** START OF SUPPLIED MATERIAL **

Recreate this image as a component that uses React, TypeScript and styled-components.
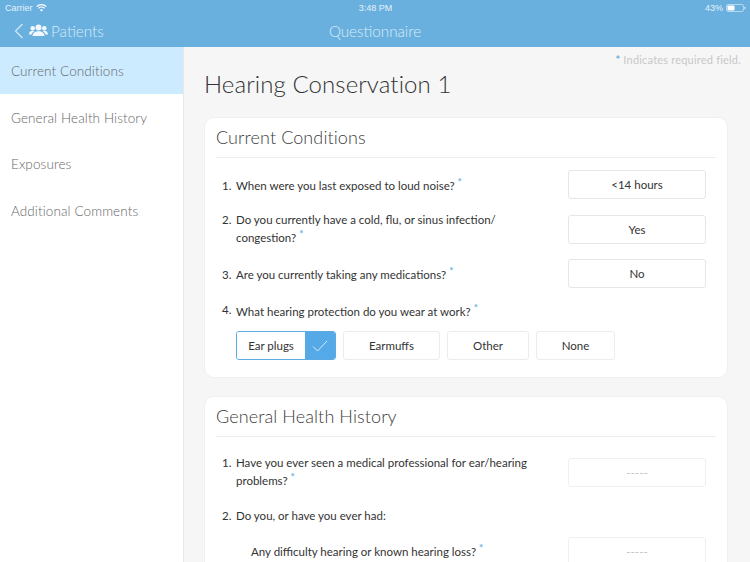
import React from "react";
import styled, { createGlobalStyle } from "styled-components";

const Global = createGlobalStyle`
  html, body { margin: 0; padding: 0; background: #f6f6f6; }
  #root { width: 750px; height: 562px; overflow: hidden; }
  * { box-sizing: border-box; }
`;
const Page = styled.div`
  width: 750px; height: 562px; display: flex; flex-direction: column; overflow: hidden;
  font-family: "Lato", "Liberation Sans", sans-serif; background: #f6f6f6;
`;
const Header = styled.header`
  height: 47px; flex: none; background: #6ab0df; color: #fff; display: flex; flex-direction: column;
`;
const StatusBar = styled.div`
  height: 15px; display: grid; grid-template-columns: 1fr auto 1fr; align-items: center;
  padding: 1px 4px 0 5px; font: 9px "Liberation Sans", sans-serif; color: #e4f1fa;
`;
const StatusSide = styled.div`
  display: flex; align-items: center; gap: 3px;
`;
const StatusRight = styled(StatusSide)`
  justify-content: flex-end;
`;
const NavBar = styled.div`
  height: 32px; display: grid; grid-template-columns: 1fr auto 1fr; align-items: center; padding: 0 14px 1px;
`;
const BackLink = styled.div`
  display: flex; align-items: center; font-size: 15.3px; font-weight: 300; color: #d8ebf8;
`;
const Chevron = styled.svg`
  margin-right: 5px;
`;
const People = styled.svg`
  margin-right: 3px;
`;
const NavTitle = styled.div`
  font-size: 15.2px; font-weight: 300; color: #d8ebf8;
`;
const Body = styled.div`
  flex: 1; display: flex; min-height: 0;
`;
const Sidebar = styled.nav`
  width: 184px; flex: none; background: #fff; border-right: 1px solid #e8e8e8;
`;
const NavItem = styled.div<{ $active?: boolean }>`
  height: 46.7px; display: flex; align-items: center; padding: 1px 0 0 11px; font-size: 13.5px; font-weight: 300;
  color: #666; letter-spacing: 0.1px; background: ${(p) => (p.$active ? "#cdebff" : "#fff")};
`;
const Main = styled.main`
  flex: 1; padding: 0 22px 0 20px; overflow: hidden;
`;
const Required = styled.div`
  height: 24px; padding: 6px 0 0; margin-right: -13px; text-align: right; font-size: 11px; line-height: 13px;
  color: #c8c8c8; letter-spacing: 0.2px;
`;
const Star = styled.span`
  color: #6ab0df; font-weight: 700;
`;
const Title = styled.h1`
  margin: 0; height: 46px; line-height: 26px; font-size: 24px; font-weight: 300; color: #333; letter-spacing: 0.1px;
`;
const Card = styled.section`
  background: #fff; border-radius: 10px; border: 1px solid #f0f0f0; padding: 0 11px; margin-bottom: 18px;
`;
const CardTitle = styled.h2`
  margin: 0; height: 40px; padding-top: 7px; line-height: 24px; font-size: 18px; font-weight: 300; color: #404040;
  border-bottom: 1px solid #ececec; letter-spacing: 0.1px;
`;
const Rows = styled.div<{ $top: number }>`
  padding-top: ${(p) => p.$top}px;
`;
const Row = styled.div<{ $h: number }>`
  height: ${(p) => p.$h}px; display: flex; justify-content: space-between; align-items: flex-start; padding-left: 6px;
`;
const Question = styled.div<{ $indent?: boolean; $shift?: number }>`
  display: flex; width: 310px; font-size: 11.5px; line-height: 18px; color: #333;
  padding-left: ${(p) => (p.$indent ? "29px" : "0")}; margin-top: ${(p) => p.$shift ?? 0}px;
`;
const Num = styled.span<{ $raised?: boolean }>`
  width: 14px; flex: none; margin-top: ${(p) => (p.$raised ? "-2px" : "0")};
`;
const Sup = styled.sup`
  color: #6ab0df; font-size: 10px; font-weight: 700; line-height: 0; margin-left: 3px;
`;
const Answer = styled.div<{ $empty?: boolean }>`
  width: 138px; height: 29px; margin-right: 10px; flex: none; display: flex; align-items: center; justify-content: center;
  border: 1px solid ${(p) => (p.$empty ? "#f0f0f0" : "#e6e6e6")}; border-radius: 3px; background: #fff; font-size: 11.5px;
  color: ${(p) => (p.$empty ? "#c4c4c4" : "#333")};
`;
const Options = styled.div`
  display: flex; gap: 7px; padding: 0 0 17px 20px;
`;
const Option = styled.div<{ $w: number }>`
  width: ${(p) => p.$w}px; height: 29px; display: flex; align-items: center; justify-content: center;
  border: 1px solid #ececec; border-radius: 3px; font-size: 11.5px; color: #333;
`;
const Selected = styled.div`
  width: 100px; height: 29px; display: flex; border: 1px solid #5aaae3; border-radius: 3px; overflow: hidden; font-size: 11.5px; color: #333;
`;
const SelectedLabel = styled.div`
  flex: 1; display: flex; align-items: center; justify-content: center; background: #fff;
`;
const Check = styled.div`
  width: 30px; display: flex; align-items: center; justify-content: center; background: #55a9e6;
`;

const Req = () => <Sup>*</Sup>;

export default function App() {
  return (
    <Page>
      <Global />
      <Header>
        <StatusBar>
          <StatusSide>
            Carrier
            <svg width="11" height="8" viewBox="0 0 11 8" fill="none" stroke="#fff" strokeWidth="1.2">
              <path d="M.7 2.7a6.8 6.8 0 0 1 9.6 0M2.4 4.4a4.4 4.4 0 0 1 6.2 0" />
              <path d="M5.5 7.6 3.9 6a2.3 2.3 0 0 1 3.2 0z" fill="#fff" stroke="none" />
            </svg>
          </StatusSide>
          <span>3:48 PM</span>
          <StatusRight>
            43%
            <svg width="20" height="8" viewBox="0 0 20 8">
              <rect x=".5" y=".5" width="17" height="7" rx="1.6" fill="none" stroke="#d8ebf8" strokeWidth=".7" />
              <rect x="1.5" y="1.5" width="7" height="5" rx=".8" fill="#fff" />
              <rect x="18.3" y="2.7" width="1" height="2.6" rx=".5" fill="#d8ebf8" />
            </svg>
          </StatusRight>
        </StatusBar>
        <NavBar>
          <BackLink>
            <Chevron width="10" height="16" viewBox="0 0 10 16" fill="none" stroke="#d8ebf8" strokeWidth="1.1">
              <path d="M8.5 1 1.500 8l7 7" />
            </Chevron>
            <People width="19" height="13" viewBox="0 0 19 13" fill="#f2f8fc">
              <circle cx="9.500" cy="3.600" r="3" />
              <path d="M3.600 12c0-3.300 2.400-4.800 5.900-4.800s5.900 1.500 5.900 4.800z" />
              <circle cx="3.700" cy="4.300" r="2.200" />
              <circle cx="15.300" cy="4.300" r="2.200" />
              <path d="M0 10.500c0-2.300 1.300-3.700 3.600-3.700.7 0 1.200.1 1.700.4-1.500.8-2.500 2-2.700 3.300zM19 10.500c0-2.300-1.300-3.700-3.600-3.700-.7 0-1.200.1-1.700.4 1.500.8 2.500 2 2.700 3.300z" />
            </People>
            Patients
          </BackLink>
          <NavTitle>Questionnaire</NavTitle>
          <div />
        </NavBar>
      </Header>
      <Body>
        <Sidebar>
          <NavItem $active>Current Conditions</NavItem>
          <NavItem>General Health History</NavItem>
          <NavItem>Exposures</NavItem>
          <NavItem>Additional Comments</NavItem>
        </Sidebar>
        <Main>
          <Required><Star>*</Star> Indicates required field.</Required>
          <Title>Hearing Conservation 1</Title>
          <Card>
            <CardTitle>Current Conditions</CardTitle>
            <Rows $top={12}>
              <Row $h={45}>
                <Question $shift={7}><Num>1.</Num><span>When were you last exposed to loud noise?<Req /></span></Question>
                <Answer>&lt;14 hours</Answer>
              </Row>
              <Row $h={44}>
                <Question $shift={-4}><Num>2.</Num><span>Do you currently have a cold, flu, or sinus infection/<br />congestion?<Req /></span></Question>
                <Answer>Yes</Answer>
              </Row>
              <Row $h={43}>
                <Question $shift={7}><Num>3.</Num><span>Are you currently taking any medications?<Req /></span></Question>
                <Answer>No</Answer>
              </Row>
              <Row $h={29}>
                <Question $shift={1}><Num $raised>4.</Num><span>What hearing protection do you wear at work?<Req /></span></Question>
              </Row>
            </Rows>
            <Options>
              <Selected>
                <SelectedLabel>Ear plugs</SelectedLabel>
                <Check>
                  <svg width="16" height="12" viewBox="0 0 16 12" fill="none" stroke="#d5ecfb" strokeWidth="1">
                    <path d="m1 6.500 4.500 4.500L15 1" />
                  </svg>
                </Check>
              </Selected>
              <Option $w={97}>Earmuffs</Option>
              <Option $w={82}>Other</Option>
              <Option $w={79}>None</Option>
            </Options>
          </Card>
          <Card>
            <CardTitle>General Health History</CardTitle>
            <Rows $top={21}>
              <Row $h={49}>
                <Question $shift={-4}><Num>1.</Num><span>Have you ever seen a medical professional for ear/hearing<br />problems?<Req /></span></Question>
                <Answer $empty>-----</Answer>
              </Row>
              <Row $h={30}>
                <Question><Num>2.</Num><span>Do you, or have you ever had:</span></Question>
              </Row>
              <Row $h={40}>
                <Question $indent $shift={6}><span>Any difficulty hearing or known hearing loss?<Req /></span></Question>
                <Answer $empty>-----</Answer>
              </Row>
            </Rows>
          </Card>
        </Main>
      </Body>
    </Page>
  );
}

** END OF SUPPLIED MATERIAL **

YOUR GOAL:
Identify the lines of the data that contain the word "React". Copy each of them.

EXERCISE ANSWER:
Recreate this image as a component that uses React, TypeScript and styled-components.
import React from "react";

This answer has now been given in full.